Stored entries:
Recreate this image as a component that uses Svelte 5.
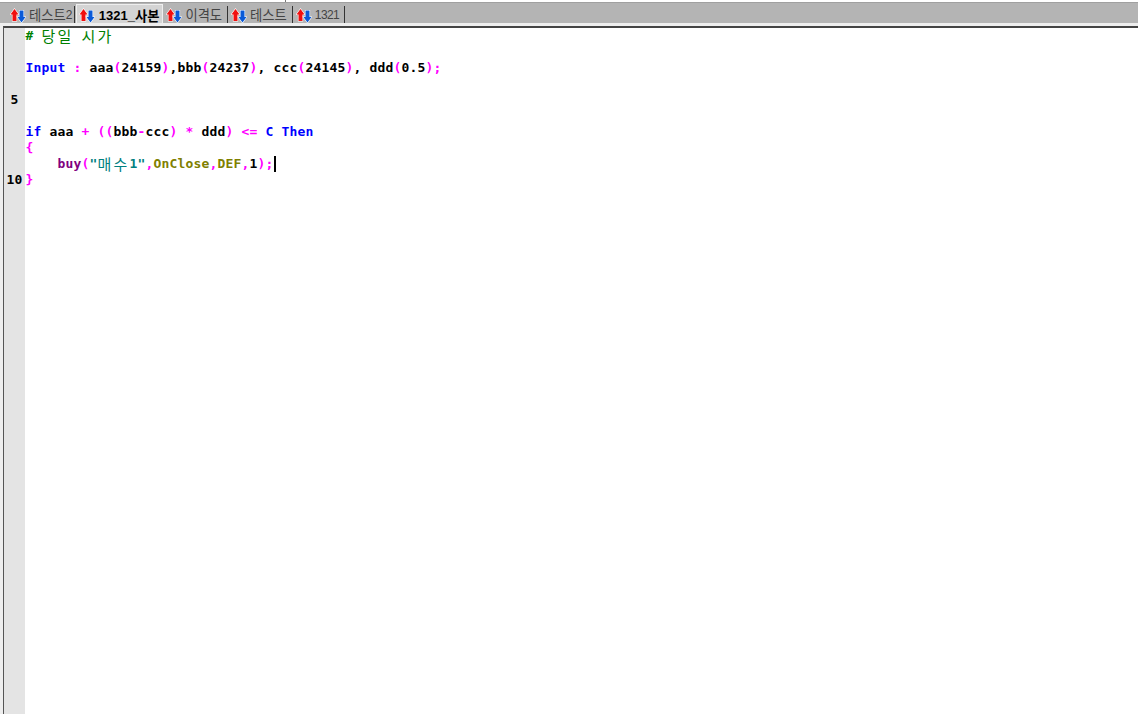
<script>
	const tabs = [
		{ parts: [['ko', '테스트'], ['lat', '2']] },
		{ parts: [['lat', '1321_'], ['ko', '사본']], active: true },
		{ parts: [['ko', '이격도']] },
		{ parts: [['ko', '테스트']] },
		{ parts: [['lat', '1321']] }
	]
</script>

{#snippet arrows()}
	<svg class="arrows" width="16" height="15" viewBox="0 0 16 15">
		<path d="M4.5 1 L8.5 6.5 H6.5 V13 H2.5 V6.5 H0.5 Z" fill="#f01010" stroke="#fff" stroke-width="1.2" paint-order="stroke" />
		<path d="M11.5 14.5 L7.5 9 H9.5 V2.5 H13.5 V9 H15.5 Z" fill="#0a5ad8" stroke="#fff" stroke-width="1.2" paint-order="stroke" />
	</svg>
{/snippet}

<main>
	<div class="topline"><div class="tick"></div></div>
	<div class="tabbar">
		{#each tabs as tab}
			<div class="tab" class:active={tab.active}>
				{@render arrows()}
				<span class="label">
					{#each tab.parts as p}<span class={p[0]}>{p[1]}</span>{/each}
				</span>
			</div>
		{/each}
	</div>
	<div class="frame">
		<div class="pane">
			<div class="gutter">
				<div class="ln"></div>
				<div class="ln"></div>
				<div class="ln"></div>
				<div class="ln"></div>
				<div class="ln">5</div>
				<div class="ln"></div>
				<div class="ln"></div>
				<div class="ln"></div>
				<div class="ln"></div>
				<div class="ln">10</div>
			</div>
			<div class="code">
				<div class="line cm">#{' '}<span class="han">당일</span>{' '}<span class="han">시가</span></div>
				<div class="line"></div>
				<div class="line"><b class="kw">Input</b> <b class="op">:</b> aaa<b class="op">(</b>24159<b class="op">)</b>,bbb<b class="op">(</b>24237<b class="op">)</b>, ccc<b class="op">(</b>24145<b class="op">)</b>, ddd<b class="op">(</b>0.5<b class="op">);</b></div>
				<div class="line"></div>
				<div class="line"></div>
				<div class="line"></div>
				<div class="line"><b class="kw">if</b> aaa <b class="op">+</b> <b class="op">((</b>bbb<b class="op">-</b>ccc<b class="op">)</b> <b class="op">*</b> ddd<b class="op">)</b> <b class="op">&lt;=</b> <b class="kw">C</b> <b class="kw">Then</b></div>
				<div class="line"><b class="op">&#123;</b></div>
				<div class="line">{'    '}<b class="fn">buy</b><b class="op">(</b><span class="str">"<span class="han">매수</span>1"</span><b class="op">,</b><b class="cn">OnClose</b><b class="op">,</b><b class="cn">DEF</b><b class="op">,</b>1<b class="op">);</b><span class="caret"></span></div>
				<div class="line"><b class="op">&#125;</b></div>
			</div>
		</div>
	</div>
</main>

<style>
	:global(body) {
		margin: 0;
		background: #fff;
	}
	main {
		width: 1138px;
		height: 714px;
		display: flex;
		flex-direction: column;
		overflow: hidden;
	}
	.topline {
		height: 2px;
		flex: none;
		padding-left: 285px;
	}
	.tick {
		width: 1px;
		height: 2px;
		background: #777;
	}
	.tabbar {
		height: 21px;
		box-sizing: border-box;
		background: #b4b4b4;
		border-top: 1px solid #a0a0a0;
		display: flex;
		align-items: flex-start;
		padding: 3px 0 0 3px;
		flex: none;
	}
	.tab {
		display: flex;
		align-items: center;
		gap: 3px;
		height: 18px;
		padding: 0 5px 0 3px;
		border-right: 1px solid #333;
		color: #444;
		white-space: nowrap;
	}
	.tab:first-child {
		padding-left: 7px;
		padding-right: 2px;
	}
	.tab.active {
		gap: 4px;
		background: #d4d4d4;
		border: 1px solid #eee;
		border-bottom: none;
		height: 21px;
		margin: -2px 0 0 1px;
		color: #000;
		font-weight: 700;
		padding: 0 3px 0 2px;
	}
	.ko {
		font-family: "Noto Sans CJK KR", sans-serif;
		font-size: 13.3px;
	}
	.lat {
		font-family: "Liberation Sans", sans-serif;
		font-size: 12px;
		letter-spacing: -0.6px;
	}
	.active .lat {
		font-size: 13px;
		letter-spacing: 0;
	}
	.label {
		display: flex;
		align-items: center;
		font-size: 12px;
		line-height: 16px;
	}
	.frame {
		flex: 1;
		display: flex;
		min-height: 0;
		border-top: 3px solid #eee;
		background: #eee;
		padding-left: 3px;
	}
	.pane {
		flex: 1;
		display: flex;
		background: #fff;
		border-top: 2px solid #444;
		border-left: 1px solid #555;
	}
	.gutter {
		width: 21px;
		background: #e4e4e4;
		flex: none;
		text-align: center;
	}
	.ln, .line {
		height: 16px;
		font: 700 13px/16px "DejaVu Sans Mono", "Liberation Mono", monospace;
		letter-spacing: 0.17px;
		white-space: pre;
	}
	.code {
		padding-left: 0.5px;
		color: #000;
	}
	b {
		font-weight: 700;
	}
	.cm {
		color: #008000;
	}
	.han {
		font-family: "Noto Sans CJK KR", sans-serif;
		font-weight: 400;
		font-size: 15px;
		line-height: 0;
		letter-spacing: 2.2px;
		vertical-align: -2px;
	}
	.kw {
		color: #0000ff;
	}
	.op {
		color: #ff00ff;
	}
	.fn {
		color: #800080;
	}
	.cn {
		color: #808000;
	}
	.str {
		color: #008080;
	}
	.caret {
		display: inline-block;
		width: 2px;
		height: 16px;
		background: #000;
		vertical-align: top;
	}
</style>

* * *

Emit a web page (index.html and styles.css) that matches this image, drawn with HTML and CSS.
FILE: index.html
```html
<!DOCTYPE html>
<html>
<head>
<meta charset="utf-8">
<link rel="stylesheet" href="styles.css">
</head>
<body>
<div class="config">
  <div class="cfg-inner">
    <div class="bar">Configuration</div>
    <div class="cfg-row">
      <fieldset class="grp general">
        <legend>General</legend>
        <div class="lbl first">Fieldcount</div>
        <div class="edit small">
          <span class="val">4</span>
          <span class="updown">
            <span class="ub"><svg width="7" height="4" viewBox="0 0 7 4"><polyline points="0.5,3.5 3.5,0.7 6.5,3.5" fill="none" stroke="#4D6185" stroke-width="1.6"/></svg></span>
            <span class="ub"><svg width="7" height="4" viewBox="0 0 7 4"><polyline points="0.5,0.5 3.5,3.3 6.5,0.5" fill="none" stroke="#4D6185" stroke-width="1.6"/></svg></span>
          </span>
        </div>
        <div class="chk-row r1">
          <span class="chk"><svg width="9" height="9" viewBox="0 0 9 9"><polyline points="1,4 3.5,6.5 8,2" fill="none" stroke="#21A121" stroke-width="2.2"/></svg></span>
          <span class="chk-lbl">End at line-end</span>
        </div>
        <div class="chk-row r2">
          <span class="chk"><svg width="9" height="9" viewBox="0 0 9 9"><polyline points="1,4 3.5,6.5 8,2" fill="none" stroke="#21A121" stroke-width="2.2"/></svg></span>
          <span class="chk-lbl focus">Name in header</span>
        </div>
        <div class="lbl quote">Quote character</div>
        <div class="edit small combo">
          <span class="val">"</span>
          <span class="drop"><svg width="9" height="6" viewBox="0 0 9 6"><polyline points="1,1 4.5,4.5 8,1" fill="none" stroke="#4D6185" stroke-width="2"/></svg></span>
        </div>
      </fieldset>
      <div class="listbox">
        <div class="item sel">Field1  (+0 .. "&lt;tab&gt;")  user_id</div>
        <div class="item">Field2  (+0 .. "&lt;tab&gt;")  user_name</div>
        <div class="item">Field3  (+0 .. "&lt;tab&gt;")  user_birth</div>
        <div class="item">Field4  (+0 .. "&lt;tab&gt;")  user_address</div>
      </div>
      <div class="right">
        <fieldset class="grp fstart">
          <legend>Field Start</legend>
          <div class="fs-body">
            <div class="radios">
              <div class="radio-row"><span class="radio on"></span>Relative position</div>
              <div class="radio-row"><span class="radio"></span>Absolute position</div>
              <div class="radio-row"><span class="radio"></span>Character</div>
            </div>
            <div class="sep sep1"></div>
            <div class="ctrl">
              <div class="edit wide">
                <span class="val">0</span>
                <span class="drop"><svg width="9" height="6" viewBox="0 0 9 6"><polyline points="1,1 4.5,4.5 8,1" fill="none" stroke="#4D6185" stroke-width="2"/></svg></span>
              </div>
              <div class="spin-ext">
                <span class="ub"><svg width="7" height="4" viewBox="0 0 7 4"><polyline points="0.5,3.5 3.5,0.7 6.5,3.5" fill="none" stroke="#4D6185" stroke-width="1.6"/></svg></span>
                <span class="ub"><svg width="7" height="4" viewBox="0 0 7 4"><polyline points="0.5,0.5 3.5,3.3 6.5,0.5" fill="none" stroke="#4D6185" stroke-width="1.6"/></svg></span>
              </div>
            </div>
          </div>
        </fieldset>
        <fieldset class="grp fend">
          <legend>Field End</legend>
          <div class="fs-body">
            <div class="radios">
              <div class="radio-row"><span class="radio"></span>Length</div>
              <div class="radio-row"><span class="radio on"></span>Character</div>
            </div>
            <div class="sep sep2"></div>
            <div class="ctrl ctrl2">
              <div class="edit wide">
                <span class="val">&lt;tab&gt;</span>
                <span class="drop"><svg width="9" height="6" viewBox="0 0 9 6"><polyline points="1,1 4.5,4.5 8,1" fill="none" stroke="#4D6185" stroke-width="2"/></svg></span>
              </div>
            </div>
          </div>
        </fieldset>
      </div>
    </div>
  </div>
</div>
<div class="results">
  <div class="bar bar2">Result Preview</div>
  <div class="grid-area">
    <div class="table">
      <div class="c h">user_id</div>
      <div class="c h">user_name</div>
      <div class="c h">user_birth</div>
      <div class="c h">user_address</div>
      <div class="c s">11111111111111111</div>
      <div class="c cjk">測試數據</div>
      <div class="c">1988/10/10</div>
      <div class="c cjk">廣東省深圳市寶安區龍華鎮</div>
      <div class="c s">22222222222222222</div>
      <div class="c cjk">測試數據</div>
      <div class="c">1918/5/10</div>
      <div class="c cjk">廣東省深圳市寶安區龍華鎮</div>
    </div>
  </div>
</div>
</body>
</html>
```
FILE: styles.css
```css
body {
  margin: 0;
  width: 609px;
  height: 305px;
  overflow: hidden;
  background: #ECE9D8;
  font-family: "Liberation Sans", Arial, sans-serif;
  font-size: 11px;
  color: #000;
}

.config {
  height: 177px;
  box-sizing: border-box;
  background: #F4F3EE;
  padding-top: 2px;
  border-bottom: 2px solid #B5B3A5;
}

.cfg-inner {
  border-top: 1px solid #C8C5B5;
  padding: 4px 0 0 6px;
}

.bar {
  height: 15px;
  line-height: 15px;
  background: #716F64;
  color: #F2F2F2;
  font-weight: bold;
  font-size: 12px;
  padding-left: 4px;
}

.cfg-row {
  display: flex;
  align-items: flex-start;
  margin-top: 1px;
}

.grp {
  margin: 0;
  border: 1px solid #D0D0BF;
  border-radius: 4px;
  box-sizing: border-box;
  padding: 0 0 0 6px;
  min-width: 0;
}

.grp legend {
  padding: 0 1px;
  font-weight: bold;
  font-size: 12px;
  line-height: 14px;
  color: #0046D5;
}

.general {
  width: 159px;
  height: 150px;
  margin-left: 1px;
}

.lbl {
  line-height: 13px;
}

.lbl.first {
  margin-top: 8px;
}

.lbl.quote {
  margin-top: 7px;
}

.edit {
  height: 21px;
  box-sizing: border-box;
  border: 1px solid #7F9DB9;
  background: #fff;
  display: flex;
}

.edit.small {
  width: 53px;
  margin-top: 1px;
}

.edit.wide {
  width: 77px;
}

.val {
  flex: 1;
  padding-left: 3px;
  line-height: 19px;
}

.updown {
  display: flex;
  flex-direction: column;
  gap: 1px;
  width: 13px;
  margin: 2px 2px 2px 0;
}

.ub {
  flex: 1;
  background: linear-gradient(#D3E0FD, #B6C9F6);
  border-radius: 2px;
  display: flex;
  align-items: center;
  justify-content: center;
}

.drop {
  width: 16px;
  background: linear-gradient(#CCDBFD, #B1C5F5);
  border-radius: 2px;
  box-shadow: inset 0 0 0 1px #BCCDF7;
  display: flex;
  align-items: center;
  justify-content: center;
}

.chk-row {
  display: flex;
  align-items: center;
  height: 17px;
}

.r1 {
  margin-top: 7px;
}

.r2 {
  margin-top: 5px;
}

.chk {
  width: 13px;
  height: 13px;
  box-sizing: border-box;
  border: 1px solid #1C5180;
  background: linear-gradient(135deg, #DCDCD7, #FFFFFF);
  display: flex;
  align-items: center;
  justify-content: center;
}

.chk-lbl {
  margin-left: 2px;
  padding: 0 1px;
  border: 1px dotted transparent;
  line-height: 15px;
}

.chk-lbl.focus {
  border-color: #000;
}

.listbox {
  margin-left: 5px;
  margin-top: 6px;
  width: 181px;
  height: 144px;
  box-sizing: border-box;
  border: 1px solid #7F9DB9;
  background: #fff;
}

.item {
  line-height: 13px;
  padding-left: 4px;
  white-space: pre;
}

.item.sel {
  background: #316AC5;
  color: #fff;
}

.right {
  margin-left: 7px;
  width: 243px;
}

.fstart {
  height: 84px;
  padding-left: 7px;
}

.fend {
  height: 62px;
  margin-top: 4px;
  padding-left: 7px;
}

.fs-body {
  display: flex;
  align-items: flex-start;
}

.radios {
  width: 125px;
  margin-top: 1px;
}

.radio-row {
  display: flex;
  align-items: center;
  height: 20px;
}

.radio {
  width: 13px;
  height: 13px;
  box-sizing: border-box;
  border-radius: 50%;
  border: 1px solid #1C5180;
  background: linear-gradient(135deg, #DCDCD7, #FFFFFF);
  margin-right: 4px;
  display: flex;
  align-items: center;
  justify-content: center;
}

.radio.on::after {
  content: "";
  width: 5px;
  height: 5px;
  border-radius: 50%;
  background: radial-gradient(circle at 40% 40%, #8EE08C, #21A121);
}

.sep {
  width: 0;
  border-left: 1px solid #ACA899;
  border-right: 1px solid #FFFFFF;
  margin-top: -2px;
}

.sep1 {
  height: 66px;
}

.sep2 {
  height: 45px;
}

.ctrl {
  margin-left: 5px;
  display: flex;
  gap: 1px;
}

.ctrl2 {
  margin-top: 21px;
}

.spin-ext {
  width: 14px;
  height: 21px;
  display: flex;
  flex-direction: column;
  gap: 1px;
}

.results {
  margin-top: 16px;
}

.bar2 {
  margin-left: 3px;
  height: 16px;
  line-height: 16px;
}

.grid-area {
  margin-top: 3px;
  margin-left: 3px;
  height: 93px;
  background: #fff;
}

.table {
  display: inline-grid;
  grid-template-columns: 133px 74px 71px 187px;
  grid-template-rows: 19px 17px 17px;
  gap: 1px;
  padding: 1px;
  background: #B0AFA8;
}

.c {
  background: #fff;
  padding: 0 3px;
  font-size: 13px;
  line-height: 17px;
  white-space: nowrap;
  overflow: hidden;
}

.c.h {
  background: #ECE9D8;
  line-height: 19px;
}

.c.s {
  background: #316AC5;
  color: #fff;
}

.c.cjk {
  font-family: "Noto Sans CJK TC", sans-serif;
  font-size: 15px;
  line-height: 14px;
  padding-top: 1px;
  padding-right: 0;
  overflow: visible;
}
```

◆ Aim of the exercise: Check each line of the records for "index" and copy the ones that contain it.

◆ Right answer:
Emit a web page (index.html and styles.css) that matches this image, drawn with HTML and CSS.
FILE: index.html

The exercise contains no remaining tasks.